Em xeque, a utilização do Enem no
lugar do vestibular
Nos últimos
anos, dois episódios marcaram de forma negativa o trabalho de segurança realizado
para que a aplicação do Enem em todo o Brasil fosse executada de forma correta:
o vazamento da prova em 2009, que culminou no cancelamento dos exames pelo MEC,
nas vésperas da data marcada para o exame; e o problema de impressão em 2010,
no qual um lote de 21 mil cadernos da prova amarela apresentou problemas de
montagem. Tais acontecimentos têm gerado um descrédito da comunidade discente
em relação ao Exame, que faz com que estes alunos julguem impossível a
possibilidade do Enem substituir o vestibular integralmente. Apesar disso, os
jovens afirmam que um aprimoramento da prova, principalmente na maneira como
ela é elaborada, surtiria resultados positivos na aproximação dos candidatos do
exame nacional. É assim que pensa Eduardo Coutinho. "O exame ainda tem muitas
falhas, mas se ele melhorar o seu nível de correção e o modelo de prova,
certamente ele poderá substituir vestibulares de faculdade que consideramos
gabaritadas. Mas isso só será concreto a partir do momento que estes erros
deixem de prejudicar aqueles que estão realmente preparados", pontua. Para
Christian Pancione, o Enem não é ruim, mas precisa
aprimorar alguns pontos. "O Enem é bom, mas do jeito que ele está não
seria válido usá-lo para substituir todo um vestibular como fazem UniRio e Rural. Para começar, eles
deveria ter uma correção padrão e não tão subjetiva como é hoje".
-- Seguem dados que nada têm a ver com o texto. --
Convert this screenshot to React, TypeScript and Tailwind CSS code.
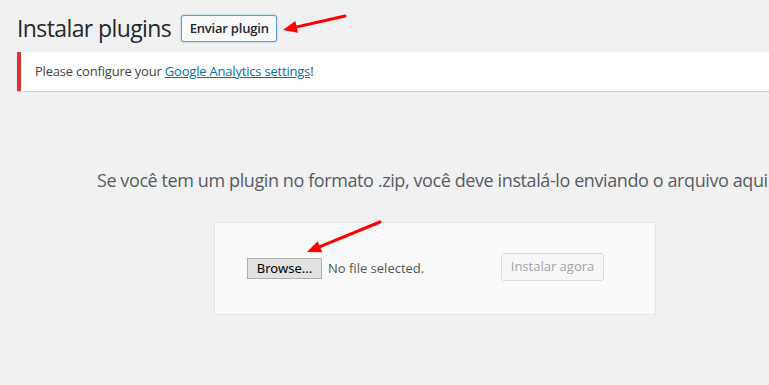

Em contrapartida, há quem ache que o Enem não deveria substituir integralmente os vestibulares em nenhuma hipótese. De acordo com Gabrielle Lima, isto colocaria em risco processos seletivos tradicionais, que funcionam bem até hoje, como o exame de qualificação da Universidade do Estado do Rio de Janeiro (Uerj). "Como método parcial de ingresso, acho que o Enem funciona bem. Mas fazer dele uma seleção única é dar responsabilidade demais a um só órgão. Já como primeira fase, ele é ótimo, pois permite que a gente se concentre mais nas matérias específicas", afirma. Já o estudante João Paulo Silveira, se apresenta totalmente oposto à ideia. E vai mais fundo na sua avaliação. "O Enem não cumpre bem nenhuma das suas funções. Ele é ineficiente tanto para avaliar como para selecionar. Ele se preocupa somente com o processo eliminatório, como os demais concursos. Considero o método anterior a melhor opção, pois as universidades podiam elaborar cada uma a sua prova, com base no seu estilo e suas prioridades. Um exame que não leva em conta nem as variações regionais não pode ser unificado", defende.